Elena Garza was delivered at Clovis Community Medical Center on Thanksgiving Day 2014 while Dad remained at Stanford, one of the world’s most comprehensive cancer treatment hospitals, after a bone marrow transplant a month earlier.
This was a process, Mr. Garza’s wife said in August 2015, that resulted in unsuccessful steroid treatments following complications.
Regina said then: “It’s not like, ‘We found a (transplant) match and that’s it.’ It’s a long process, everybody’s journey is different and Justin continues to fight for his family.”
The fight found a virtual second residence for the family in the Palo Alto area.

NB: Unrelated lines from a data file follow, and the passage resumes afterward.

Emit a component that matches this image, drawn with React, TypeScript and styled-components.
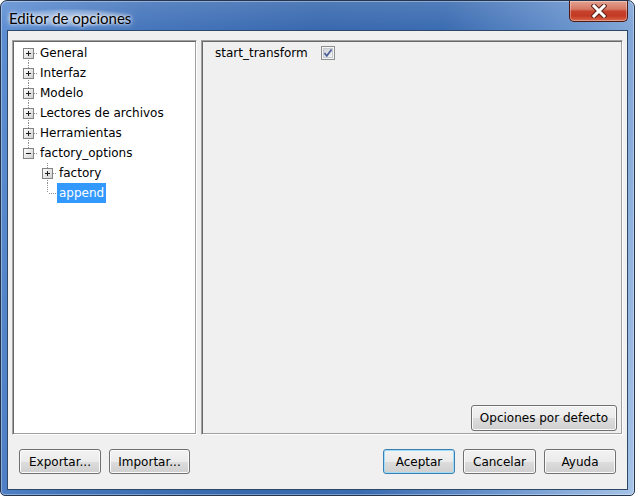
import React from "react";
import styled, { createGlobalStyle, css } from "styled-components";

const Global = createGlobalStyle`
  html, body { margin: 0; padding: 0; background: #ffffff; overflow: hidden; }
  #root { width: 635px; height: 496px; }
`;

const UI_FONT = `"DejaVu Sans", "Liberation Sans", sans-serif`;

const Window = styled.div`
  box-sizing: border-box;
  width: 635px;
  height: 496px;
  border: 1px solid #24364f;
  border-radius: 7px 7px 5px 5px;
  padding: 0 6px 5px 6px;
  display: flex;
  flex-direction: column;
  background:
    linear-gradient(180deg, rgba(255,255,255,0.12) 0%, rgba(255,255,255,0) 30px, rgba(0,0,0,0) 100%),
    linear-gradient(100deg, #5e8fd3 0%, #4575bb 20%, #3868ae 45%, #3a6bb1 62%, #6792cc 80%, #a6c3e7 100%);
  box-shadow: inset 0 0 0 1px rgba(255,255,255,0.35);
`;

const TitleBar = styled.div`
  height: 29px;
  display: flex;
  align-items: flex-start;
`;

const Title = styled.span`
  font-family: "Lato", "Open Sans", sans-serif;
  font-size: 15px;
  color: #000;
  margin: 8px 0 0 0;
  padding: 0 2px;
  border-radius: 8px;
  background: radial-gradient(ellipse at center, rgba(255,255,255,0.55) 0%, rgba(255,255,255,0.25) 55%, rgba(255,255,255,0) 75%);
  text-shadow: 0 0 6px rgba(255,255,255,0.9), 0 0 3px rgba(255,255,255,0.9);
`;

const CloseButton = styled.div`
  margin-left: auto;
  width: 59px;
  height: 21px;
  box-sizing: border-box;
  border: 1px solid #4b1a16;
  border-top: none;
  border-radius: 0 0 5px 5px;
  background: linear-gradient(180deg, #e4a08f 0%, #d57a66 40%, #c6412c 52%, #c43a24 75%, #d8684a 100%);
  box-shadow: inset 0 0 0 1px rgba(255,255,255,0.35);
  display: flex;
  align-items: center;
  justify-content: center;
`;

const Client = styled.div`
  flex: 1;
  border: 1px solid #2e4868;
  background: #f0f0f0;
  display: flex;
  flex-direction: column;
  padding: 9px 4px 0 4px;
`;

const Panels = styled.div`
  height: 395px;
  display: flex;
  gap: 4px;
`;

const bevel = css`
  box-sizing: border-box;
  border: 1px solid;
  border-color: #a0a0a0 #ffffff #ffffff #a0a0a0;
  box-shadow: inset 1px 1px 0 #696969, inset -1px -1px 0 #a0a0a0;
`;

const TreePanel = styled.div`
  ${bevel};
  width: 185px;
  background: #ffffff;
  padding: 2px 0 0 6px;
`;

const OptionsPanel = styled.div`
  ${bevel};
  flex: 1;
  background: #f0f0f0;
  display: flex;
  flex-direction: column;
  padding: 4px 5px 3px 13px;
`;

const TreeRow = styled.div`
  height: 20px;
  display: flex;
  align-items: center;
  font-family: ${UI_FONT};
  font-size: 12px;
`;

const Cell = styled.svg`
  width: 19px;
  height: 20px;
  flex: none;
  display: block;
`;

const Label = styled.span<{ $selected?: boolean }>`
  height: 20px;
  line-height: 20px;
  padding: 0 2px;
  white-space: nowrap;
  color: ${(p) => (p.$selected ? "#ffffff" : "#000000")};
  background: ${(p) => (p.$selected ? "#3399ff" : "transparent")};
`;

const OptionRow = styled.div`
  display: flex;
  align-items: center;
  height: 16px;
  font-family: ${UI_FONT};
  font-size: 12px;
  color: #000;
  gap: 13px;
`;

const Spacer = styled.div`
  flex: 1;
`;

const PanelFooter = styled.div`
  display: flex;
  justify-content: flex-end;
`;

const Button = styled.button<{ $w: number; $h?: number; $default?: boolean }>`
  box-sizing: border-box;
  width: ${(p) => p.$w}px;
  height: ${(p) => p.$h ?? 25}px;
  padding: 0;
  font-family: ${UI_FONT};
  font-size: 12px;
  color: #000;
  border-radius: 3px;
  border: 1px solid ${(p) => (p.$default ? "#3c7fb1" : "#707070")};
  background: linear-gradient(180deg, #f2f2f2 0%, #ebebeb 50%, #dddddd 51%, #cfcfcf 100%);
  box-shadow: inset 0 0 0 1px ${(p) => (p.$default ? "#9fdcf8" : "#fbfbfb")};
  cursor: default;
`;

const ButtonBar = styled.div`
  margin-top: 14px;
  height: 25px;
  display: flex;
  align-items: center;
  padding: 0 7px;
`;

const ButtonGroup = styled.div<{ $gap: number }>`
  display: flex;
  gap: ${(p) => p.$gap}px;
`;

type Node = {
  label: string;
  level: number;
  kind: "plus" | "minus" | "leaf";
  first?: boolean;
  last?: boolean;
  selected?: boolean;
};

const nodes: Node[] = [
  { label: "General", level: 0, kind: "plus", first: true },
  { label: "Interfaz", level: 0, kind: "plus" },
  { label: "Modelo", level: 0, kind: "plus" },
  { label: "Lectores de archivos", level: 0, kind: "plus" },
  { label: "Herramientas", level: 0, kind: "plus" },
  { label: "factory_options", level: 0, kind: "minus", last: true },
  { label: "factory", level: 1, kind: "plus" },
  { label: "append", level: 1, kind: "leaf", last: true, selected: true },
];

const DOT = "#909090";

function Connector({ node }: { node: Node }) {
  const hasBox = node.kind !== "leaf";
  const showTop = !(node.level === 0 && node.first);
  const showBottom = !node.last;
  return (
    <Cell viewBox="0 0 19 20">
      {showTop && (
        <line x1="9.5" y1="0" x2="9.5" y2={hasBox ? 5 : 10} stroke={DOT} strokeDasharray="1 1" />
      )}
      {showBottom && (
        <line x1="9.5" y1={hasBox ? 15 : 11} x2="9.5" y2="20" stroke={DOT} strokeDasharray="1 1" />
      )}
      <line x1={hasBox ? 15 : 11} y1="10.5" x2="19" y2="10.5" stroke={DOT} strokeDasharray="1 1" />
      {hasBox && (
        <>
          <defs>
            <linearGradient id="boxfill" x1="0" y1="0" x2="1" y2="1">
              <stop offset="0" stopColor="#ffffff" />
              <stop offset="1" stopColor="#cfcfcf" />
            </linearGradient>
          </defs>
          <rect x="4.5" y="5.5" width="10" height="10" fill="url(#boxfill)" stroke="#838383" />
          <line x1="7" y1="10.5" x2="12" y2="10.5" stroke="#1e1e1e" />
          {node.kind === "plus" && <line x1="9.5" y1="8" x2="9.5" y2="13" stroke="#1e1e1e" />}
        </>
      )}
    </Cell>
  );
}

function TreeItem({ node }: { node: Node }) {
  const cells = [];
  for (let i = 0; i < node.level; i++) {
    cells.push(<Cell key={i} viewBox="0 0 19 20" />);
  }
  return (
    <TreeRow>
      {cells}
      <Connector node={node} />
      <Label $selected={node.selected}>{node.label}</Label>
    </TreeRow>
  );
}

function CheckBox() {
  return (
    <svg width="14" height="14" viewBox="0 0 14 14" style={{ display: "block" }}>
      <defs>
        <linearGradient id="cbfill" x1="0" y1="0" x2="1" y2="1">
          <stop offset="0" stopColor="#cbcfd5" />
          <stop offset="1" stopColor="#f6f6f6" />
        </linearGradient>
      </defs>
      <rect x="0.5" y="0.5" width="13" height="13" fill="#f4f4f4" stroke="#8e8f8f" />
      <rect x="2.5" y="2.5" width="9" height="9" fill="url(#cbfill)" stroke="#c6c9ce" />
      <path d="M3.4 7 L5.8 9.8 L10.6 3.4" fill="none" stroke="#4a5f97" strokeWidth="1.7" />
    </svg>
  );
}

function CloseGlyph() {
  return (
    <svg width="16" height="14" viewBox="0 0 16 14">
      <path d="M3 2 L13 12 M13 2 L3 12" stroke="#5a2219" strokeWidth="5" strokeLinecap="square" fill="none" />
      <path d="M3 2 L13 12 M13 2 L3 12" stroke="#ffffff" strokeWidth="3" strokeLinecap="square" fill="none" />
    </svg>
  );
}

export default function App() {
  return (
    <>
      <Global />
      <Window>
        <TitleBar>
          <Title>Editor de opciones</Title>
          <CloseButton>
            <CloseGlyph />
          </CloseButton>
        </TitleBar>
        <Client>
          <Panels>
            <TreePanel>
              {nodes.map((n) => (
                <TreeItem key={n.label} node={n} />
              ))}
            </TreePanel>
            <OptionsPanel>
              <OptionRow>
                <span>start_transform</span>
                <CheckBox />
              </OptionRow>
              <Spacer />
              <PanelFooter>
                <Button $w={146} $h={26}>Opciones por defecto</Button>
              </PanelFooter>
            </OptionsPanel>
          </Panels>
          <ButtonBar>
            <ButtonGroup $gap={8}>
              <Button $w={82}>Exportar...</Button>
              <Button $w={81}>Importar...</Button>
            </ButtonGroup>
            <Spacer />
            <ButtonGroup $gap={8}>
              <Button $w={72} $default>Aceptar</Button>
              <Button $w={73}>Cancelar</Button>
              <Button $w={72}>Ayuda</Button>
            </ButtonGroup>
          </ButtonBar>
        </Client>
      </Window>
    </>
  );
}
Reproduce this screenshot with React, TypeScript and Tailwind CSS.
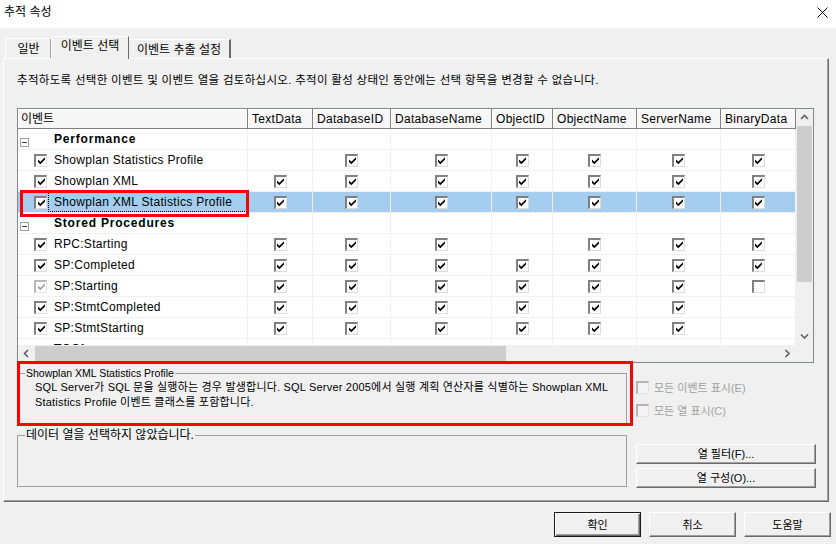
import React from "react";

type Cell = 0 | 1 | 2; // 0 = nothing, 1 = checked, 2 = empty box

type Row =
  | { kind: "cat"; label: string }
  | { kind: "ev"; label: string; cells: Cell[]; selected?: boolean; muted?: boolean };

const COLUMNS = [
  { name: "TextData", width: "w-[65px]" },
  { name: "DatabaseID", width: "w-[78px]" },
  { name: "DatabaseName", width: "w-[101px]" },
  { name: "ObjectID", width: "w-[61px]" },
  { name: "ObjectName", width: "w-[84px]" },
  { name: "ServerName", width: "w-[84px]" },
  { name: "BinaryData", width: "w-[75px]" },
];

const ROWS: Row[] = [
  { kind: "cat", label: "Performance" },
  { kind: "ev", label: "Showplan Statistics Profile", cells: [0, 1, 1, 1, 1, 1, 1] },
  { kind: "ev", label: "Showplan XML", cells: [1, 1, 1, 1, 1, 1, 1] },
  { kind: "ev", label: "Showplan XML Statistics Profile", cells: [1, 1, 1, 1, 1, 1, 1], selected: true },
  { kind: "cat", label: "Stored Procedures" },
  { kind: "ev", label: "RPC:Starting", cells: [1, 1, 1, 0, 1, 1, 1] },
  { kind: "ev", label: "SP:Completed", cells: [1, 1, 1, 1, 1, 1, 1] },
  { kind: "ev", label: "SP:Starting", cells: [1, 1, 1, 1, 1, 1, 2], muted: true },
  { kind: "ev", label: "SP:StmtCompleted", cells: [1, 1, 1, 1, 1, 1, 0] },
  { kind: "ev", label: "SP:StmtStarting", cells: [1, 1, 1, 1, 1, 1, 0] },
  { kind: "cat", label: "TSQL" },
];

function Check({ checked = true, muted = false }: { checked?: boolean; muted?: boolean }) {
  return (
    <span
      className={`flex h-[13px] w-[13px] shrink-0 items-center justify-center border-b border-l-2 border-r border-t-2 bg-white ${
        muted
          ? "border-b-[#e6e6e6] border-l-[#b9b9b9] border-r-[#e6e6e6] border-t-[#b9b9b9]"
          : "border-b-[#dcdcdc] border-l-[#808080] border-r-[#dcdcdc] border-t-[#808080]"
      }`}
    >
      {checked && (
        <svg width="9" height="9" viewBox="0 0 9 9">
          <path d="M1 3.6 L3.3 5.8 L8 1.2 L8 3.6 L3.3 8.2 L1 5.9 Z" fill={muted ? "#a0a0a0" : "#000"} />
        </svg>
      )}
    </span>
  );
}

function DisabledCheck({ label }: { label: string }) {
  return (
    <div className="flex h-[13px] items-center">
      <span className="h-[13px] w-[13px] shrink-0 border-b border-l-2 border-r border-t-2 border-b-[#e3e3e3] border-l-[#b4b4b4] border-r-[#e3e3e3] border-t-[#b4b4b4] bg-[#f4f4f4]" />
      <span className="ml-[5px] text-[11px] leading-[14px] text-[#a0a0a0]">{label}</span>
    </div>
  );
}

function Chevron({ dir }: { dir: "up" | "down" | "left" | "right" }) {
  const d = {
    up: "M1 5 L4.5 1.5 L8 5",
    down: "M1 1.5 L4.5 5 L8 1.5",
    left: "M5 1 L1.5 4.5 L5 8",
    right: "M1.5 1 L5 4.5 L1.5 8",
  }[dir];
  const vertical = dir === "up" || dir === "down";
  return (
    <svg width={vertical ? 9 : 7} height={vertical ? 7 : 9} viewBox={vertical ? "0 0 9 7" : "0 0 7 9"}>
      <path d={d} fill="none" stroke="#606060" strokeWidth="1.6" />
    </svg>
  );
}

function Button({ label, isDefault = false, className = "" }: { label: string; isDefault?: boolean; className?: string }) {
  return (
    <button
      type="button"
      className={`flex items-center justify-center bg-[#f0f0f0] text-[11px] leading-[14px] text-black ${
        isDefault
          ? "border border-[#1a1a1a] shadow-[inset_1px_1px_0_#ffffff,inset_-1px_-1px_0_#696969,inset_-2px_-2px_0_#a0a0a0]"
          : "border border-b-[#696969] border-l-white border-r-[#696969] border-t-white shadow-[inset_-1px_-1px_0_#a0a0a0]"
      } ${className}`}
    >
      {label}
    </button>
  );
}

function ExpandBox() {
  return (
    <span className="mt-[6px] flex h-[9px] w-[9px] shrink-0 items-center justify-center border border-[#a0a0a0] bg-white">
      <span className="h-px w-[5px] bg-[#404040]" />
    </span>
  );
}

function GridRow({ row }: { row: Row }) {
  if (row.kind === "cat") {
    return (
      <div className="flex h-[21px] shrink-0 border-b border-[#f0f0f0]">
        <div className="flex w-[230px] items-center border-r border-[#f0f0f0]">
          <span className="ml-[2px]">
            <ExpandBox />
          </span>
          <span className="ml-[25px] text-[12px] font-bold tracking-[0.8px]">{row.label}</span>
        </div>
        {COLUMNS.map((c) => (
          <div key={c.name} className={`${c.width} border-r border-[#f0f0f0]`} />
        ))}
      </div>
    );
  }

  return (
    <div className={`flex h-[21px] shrink-0 border-b border-[#f0f0f0] ${row.selected ? "bg-[#a4cdef]" : ""}`}>
      <div className="flex w-[230px] items-center border-r border-[#f0f0f0]">
        <span className="ml-[16px]">
          <Check muted={row.muted} />
        </span>
        <span
          className={`ml-[1px] flex h-full flex-1 items-center pl-[5px] text-[12px] tracking-[0.3px] ${
            row.selected ? "border border-dotted border-black" : "border border-transparent"
          }`}
        >
          {row.label}
        </span>
      </div>
      {COLUMNS.map((c, i) => (
        <div key={c.name} className={`${c.width} flex items-center justify-center border-r border-[#f0f0f0]`}>
          {row.cells[i] === 1 && <Check />}
          {row.cells[i] === 2 && <Check checked={false} />}
        </div>
      ))}
    </div>
  );
}

function EventGrid() {
  return (
    <div className="ml-[13px] mt-[20px] flex h-[255px] w-[797px] flex-col border border-[#828790] bg-white">
      <div className="flex h-[236px]">
        <div className="flex w-[778px] flex-col overflow-hidden">
          <div className="flex h-[20px] shrink-0 bg-[#f0f0f0]">
            <div className="flex w-[230px] items-center border-b border-r border-[#808080] bg-[#f7f7f7] pl-[3px] text-[12px] shadow-[inset_1px_1px_0_#ffffff]">
              이벤트
            </div>
            {COLUMNS.map((c) => (
              <div
                key={c.name}
                className={`${c.width} flex items-center border-b border-r border-[#808080] bg-[#f7f7f7] pl-[4px] text-[12px] tracking-[0.3px] shadow-[inset_1px_1px_0_#ffffff]`}
              >
                {c.name}
              </div>
            ))}
          </div>
          {ROWS.map((row) => (
            <GridRow key={row.label} row={row} />
          ))}
        </div>
        <div className="flex w-[17px] flex-col bg-[#f0f0f0]">
          <div className="flex h-[17px] items-center justify-center">
            <Chevron dir="up" />
          </div>
          <div className="mx-[1px] h-[156px] bg-[#cdcdcd]" />
          <div className="flex-1" />
          <div className="flex h-[17px] items-center justify-center">
            <Chevron dir="down" />
          </div>
        </div>
      </div>
      <div className="flex h-[17px] bg-[#f0f0f0]">
        <div className="flex w-[778px] items-center">
          <div className="flex h-[17px] w-[17px] items-center justify-center">
            <Chevron dir="left" />
          </div>
          <div className="h-[15px] w-[471px] bg-[#cdcdcd]" />
          <div className="flex-1" />
          <div className="flex h-[17px] w-[17px] items-center justify-center">
            <Chevron dir="right" />
          </div>
        </div>
        <div className="w-[17px] bg-[#f0f0f0]" />
      </div>
    </div>
  );
}

export default function App() {
  return (
    <div className="relative flex h-[544px] w-[836px] flex-col overflow-hidden bg-[#f0f0f0] font-['Liberation_Sans','Noto_Sans_CJK_KR',sans-serif] text-black">
      {/* title bar */}
      <div className="flex h-[28px] shrink-0 items-start justify-between bg-white pl-[4px] pr-[8px] pt-[3px]">
        <span className="text-[12px] leading-[18px]">추적 속성</span>
        <svg width="11" height="11" viewBox="0 0 11 11" className="mt-[4px]">
          <path d="M0.5 0.5 L10.5 10.5 M10.5 0.5 L0.5 10.5" stroke="#000" strokeWidth="1" />
        </svg>
      </div>

      {/* tabs */}
      <div className="flex h-[30px] shrink-0 items-end pl-[5px]">
        <div className="flex h-[20px] w-[46px] items-center justify-center border-l border-t border-white pt-[1px] text-[12px] leading-[16px] shadow-[inset_-1px_0_0_#a0a0a0]">
          일반
        </div>
        <div className="relative z-10 -mb-px flex h-[23px] w-[78px] items-start justify-center border-l border-r border-t border-l-white border-r-[#696969] border-t-white bg-[#f0f0f0] pt-[1px] text-[12px] leading-[16px]">
          이벤트 선택
        </div>
        <div className="flex h-[19px] w-[102px] items-center justify-center border-r-2 border-t border-r-[#696969] border-t-white pt-[1px] text-[12px] leading-[16px]">
          이벤트 추출 설정
        </div>
      </div>

      {/* tab panel */}
      <div className="ml-[3px] flex h-[444px] w-[826px] shrink-0 flex-col border-b border-l border-r border-t border-b-[#696969] border-l-white border-r-[#696969] border-t-white shadow-[inset_-1px_-1px_0_#a0a0a0]">
        <div className="mt-[14px] h-[15px] whitespace-nowrap pl-[13px] text-[11.5px] leading-[15px] tracking-[0.3px]">
          추적하도록 선택한 이벤트 및 이벤트 열을 검토하십시오. 추적이 활성 상태인 동안에는 선택 항목을 변경할 수 없습니다.
        </div>

        <EventGrid />

        <div className="ml-[13px] flex gap-[9px]">
          <div className="flex w-[610px] flex-col">
            <fieldset className="mt-[3px] h-[58px] border border-[#a0a0a0]">
              <legend className="ml-[7px] px-[1px] text-[10.5px] leading-[14px]">Showplan XML Statistics Profile</legend>
              <div className="whitespace-nowrap pl-[17px] text-[11px] leading-[15px] tracking-[0.2px]">
                SQL Server가 SQL 문을 실행하는 경우 발생합니다. SQL Server 2005에서 실행 계획 연산자를 식별하는 Showplan XML
                <br />
                Statistics Profile 이벤트 클래스를 포함합니다.
              </div>
            </fieldset>
            <fieldset className="mt-[4px] h-[59px] border border-[#a0a0a0]">
              <legend className="ml-[7px] px-[1px] text-[12px] leading-[14px]">데이터 열을 선택하지 않았습니다.</legend>
            </fieldset>
          </div>

          <div className="flex w-[180px] flex-col">
            <div className="mt-[18px]">
              <DisabledCheck label="모든 이벤트 표시(E)" />
            </div>
            <div className="mt-[10px]">
              <DisabledCheck label="모든 열 표시(C)" />
            </div>
            <Button label="열 필터(F)..." className="mt-[27px] h-[20px] w-[180px]" />
            <Button label="열 구성(O)..." className="mt-[4px] h-[20px] w-[180px]" />
          </div>
        </div>
      </div>

      {/* dialog buttons */}
      <div className="mt-[10px] flex justify-end gap-[8px] pr-[5px]">
        <Button label="확인" isDefault className="h-[25px] w-[87px]" />
        <Button label="취소" className="h-[25px] w-[87px]" />
        <Button label="도움말" className="h-[25px] w-[87px]" />
      </div>

      {/* red annotation marks */}
      <div className="pointer-events-none absolute left-[20px] top-[190px] h-[27px] w-[229px] border-[3px] border-[#ff0000]" />
      <div className="pointer-events-none absolute left-[17px] top-[361px] h-[65px] w-[616px] border-[3px] border-[#ff0000]" />
    </div>
  );
}
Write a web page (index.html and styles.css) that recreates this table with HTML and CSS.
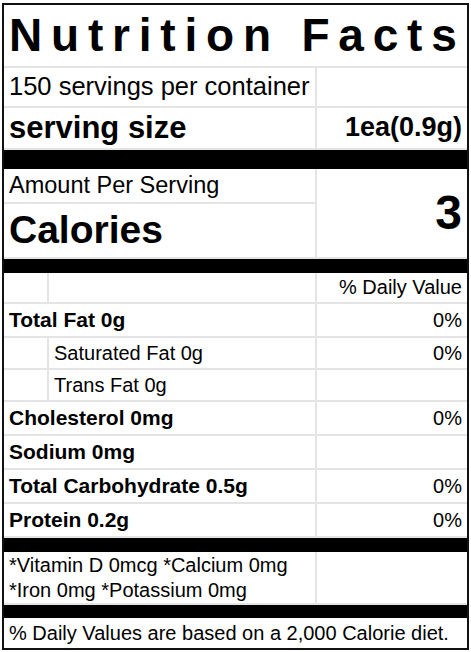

“We’ve become experts at the (180-mile) drive,” said then his wife, a Fowler graduate and Madera County attorney, who took a leave of absence in the process. “In my mind, it’s the only choice. I’m where I need to be with him, and every day is a blessing.”
Mr. Garza’s fight, so profound, so embraced by those near him, inspired many Central Unified employees to contribute an enormous volume of their sick leave, allowing him to remain on paid leave virtually to the day he died.
Ex-Central Superintendent Mike Berg, who gave a substantial amount of sick leave, said two years ago: “A lot of people are saying, ‘This is a good guy fighting a good fight.’ We’re all behind him because he’s so tremendous with kids.”
To which Mr. Garza responded then: “The amount of sick leave donated by my colleagues is evidence of the type of people I’ve been blessed to work alongside each and every day.”